Permane un pizzico di quell’atmosfera maligna che Carpenter creò e coltivò, quel terrore senza valvole di sfogo, senza ironia o distrazioni.
Due anni dopo il successo di Halloween (1978) il ferro è ancora caldissimo e la premiata coppia Carpenter-Hill decide di batterlo. Operazione ruffiana?
Ma no dai, l’ineguagliabile capolavoro lascia grande curiosità e qualche spiraglio che i due sceneggiatori sfruttano al massimo consegnando al regista Rick Rosenthal un seguito in tenore di “pilota automatico” che non può fallire la missione di consolidare la fama dell’icona più ambigua e conturbante del panorama horror. E’ proprio questa la prima sensazione: che il film sia intrinsecamente figlio di una narrazione, una tecnica e un’atmosfera precostituita. E che perciò, al di là della firma del regista poi autore del patetico Halloween: La Resurrezione, si debba considerare Halloween II (distribuito inizialmente dalle nostre parti con il titolaccio Il Signore Della Morte) come un’appendice carpenteriana e non un rilancio creativo. Temporalmente contiguo agli avvenimenti del predecessore, Halloween II apre proprio con un riassuntino “della puntata precedente”: lo scontro finale tra Laurie Strode (Jamie Lee Curtis, Non Entrate In Quella Casa) e Michael Myers, in ultimo crivellato di colpi dal Dottor Loomis (Donald Pleasence), suo psichiatra.

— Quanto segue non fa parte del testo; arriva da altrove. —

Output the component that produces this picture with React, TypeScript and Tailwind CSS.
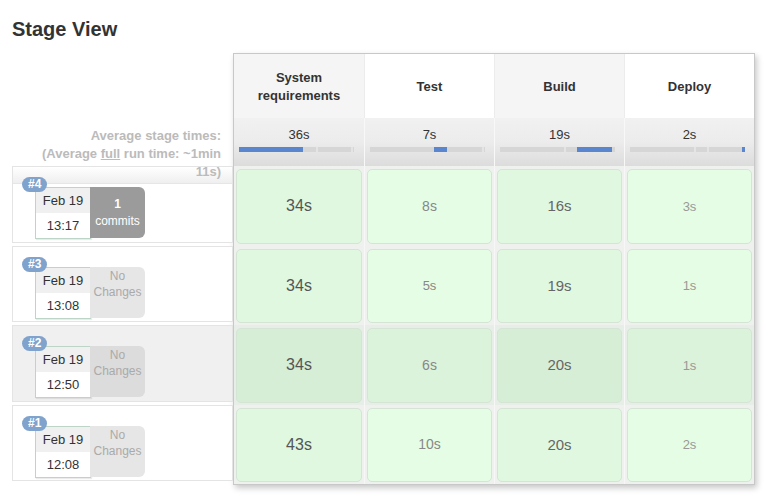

Ma il corpo dell’omicida mascherato sparisce e tutto lascia presagire che la notte di Ognissanti, nella solitamente placida Haddonfield, sarà ancora lunga e violenta. Da qui si riparte con il ricovero della traumatizzata Laurie, le indagini di Loomis e la scomoda consapevolezza che Myers si trovi a piede libero. I tenebrosi vialetti del paese sono perfetti per nascondere l’esile presenza del mostro, che diventa in tutto e per tutto un incubo invisibile e spettrale. In men che non si dica un fiuto animalesco conduce Myers all’ospedale che tiene in cura la ragazza, dove l’impassibile furia di Michael renderà l’edificio il luogo meno sano e sicuro della città, fornendo all’equipe medica un mucchio di straordinari. Se la storia è fatta da grandi uomini, le grandi storie horror sono alimentate e consacrate da grandi personaggi: Halloween non fu capolavoro solo grazie a Michael Myers, ma non lo sarebbe mai stato senza di lui.
E’ lui che turba e conturba, con un’anima dove “non c’è coscienza, non c’è ragione, niente di umano”, dove il male cresce senza una ragione, dove l’impulso omicida non è alimentato da vendette o rancori; il male esiste e prende casa in un bimbo di sei anni per non andarsene mai più. Michael è gracile ma implacabile, non prova emozioni ed è per questo che con lui non si potrà mai trattare, solo fuggire. O rinchiuderlo per sempre, lontano da un mondo nel quale tutto sommato Michael non sa che fare, salvo uccidere. Halloween II aumenta di una tacca lo “splatterometro” insistendo sui punti di forza del predecessore che sono l’uomo nero, ovvio, ma anche alcuni spunti tecnici (le ansimanti riprese in soggettiva, principalmente) e personaggi chiave: la Curtis, ineguagliabile scream queen, agnellino in balia di un flagello inimmaginabile e troppo più grande di lei; e Pleasence, indagatore degli abissi mentali di Michael, l’unico a poterlo fermare perché è l’unico che cerca di esplorarne e conoscerne la psiche, per quanto possibile. Rispetto all’epocale esordio ci sono delle carenze, manca una grossa fetta di suspence, così come non perviene lo shock dello scontro finale, che in questo sequel sarà pure teso ma lontano dall’effetto tellurico del primo film.
Permane d’altro canto un po’ di quell’atmosfera maligna che Carpenter creò e coltivò, quel terrore senza valvole di sfogo, senza ironia o distrazioni. Mentre in contemporanea dalle parti di Crystal Lake tra schiamazzi, morti pittoresche ed impennate trash prende forma l’altro megacosmo horror della decade ’80, ad Haddonfield si fa sul serio, di appariscente non c’è molto ma l’attesa e le ombre fanno più male delle coltellate. La notte più cupa e insanguinata dell’anno si chiude qui, prima che sperimentazioni e poi raffiche di seguiti trasformino la leggenda in saga slavata. La roba che segue è (salvo eccezioni, vedi H20) come la testolina di Michael: vuota.